Soap Making: What's In Your Soap?

April 07, 2013 2 min read


Are all soaps the same? No. There are many different soaps out there.
 So how do you know what you’re getting? Read the ingredients. Know what you’re putting on your skin.

 

There are a few different ways to make homemade bar soaps. There’s Cold Process, Hot Process and Melt & Pour. We use the Cold Process method.  To make cold process or hot process bars of soap you need Sodium Hydroxide. Without it you cannot make bar soap. Then there’s melt & pour, which is typically in a block form you can buy at craft stores or online. You melt and pour in your own molds and add your own scents and herbs.

 

Then there’s the question of ingredients.
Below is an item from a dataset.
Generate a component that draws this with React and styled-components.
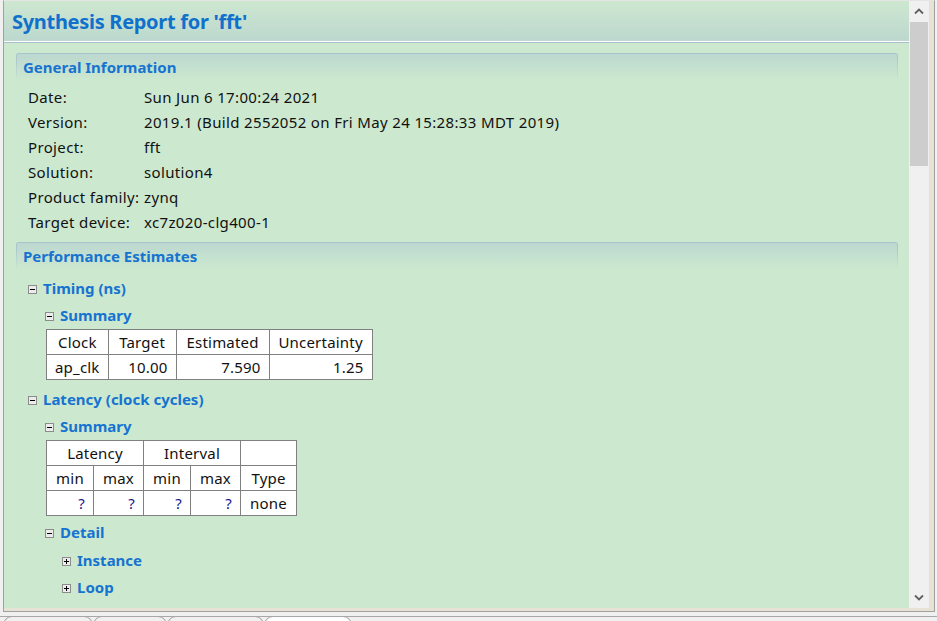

We feel ingredients are very important! Which is why we use Non-GMO oils and feed our goats Non-GMO grains so the milk in our products are produced from goats whose diet is carefully monitored.

 

Here’s a list of our ingredients:  Goats milk, olive oil, coconut oil, babassu oil, safflower oil, castor oil, organic flax oil, *sodium hydroxide, organic cane sugar and some soaps may contain the following , essential oil, fragrance oil, rose petals, lavender flowers, rosemary, spearmint, oatmeal, mango butter, cocoa butter, shea butter, aloe juice, honey, eggshells. *Sodium hydroxide is not in the finished product. We cure our soaps at least six weeks which cures the sodium hydroxide (lye) out of the soap. We source Non-GMO oils for all our products.

 

The average cold process and hot process soaps contain: Water, a variety of vegetable oils, and can contain a variety of butters, herbs, essential oil and/or fragrance oil and sodium hydroxide.

 

The average ingredients list from melt & pour: Propylene Glycol, Sorbitol, Water, Sodium Stearate, Sodium Laureth Sulfate, Sodium Laurate, Glycerin, Goat Milk, Triethanolamine, Titanium Dioxide.

 

The typical ingredients in commercial soaps:Sodium cocoyl isethionate, stearic acid, coconut acid, sodium tallowate (animal fat), water, sodium isethionate, sodium stearate, cocamidopropyl bentaine, sodium cocoate and/or sodium palm kernelate, fragrance, sodium chloride, tetrasodium EDTA, trisodium etidronate, BHT, titanium dioxide, sodium dodecylbenzene sulfonate

 

There are a lot of great soaps out there and some that don’t meet our standards or other soap maker standards. You just have to decide what’s right for you. If you want to stay away from Non-GMO ingredients be sure what vegetable oils are being used in your soap. Some people use tallow in their soaps. We’re not knocking the use of tallow that’s what the pioneers used for fats in their soap. One thing I would caution is where did the fat come from? Was it from animals fed a diet on Non-GMO grains? When it comes to commercial soap many use tallow and given the cheap price I would worry that the tallow came from overcrowded feed lots not fed exactly healthy. Don’t be fooled with the commercial soaps that say now 20% larger. Often they fill their soap with air to make a bigger bar. It doesn’t make the bar last longer.

 

We hope when you’re out there shopping for soaps we’ve helped inspire you to read the ingredients and know what you’re putting on your skin.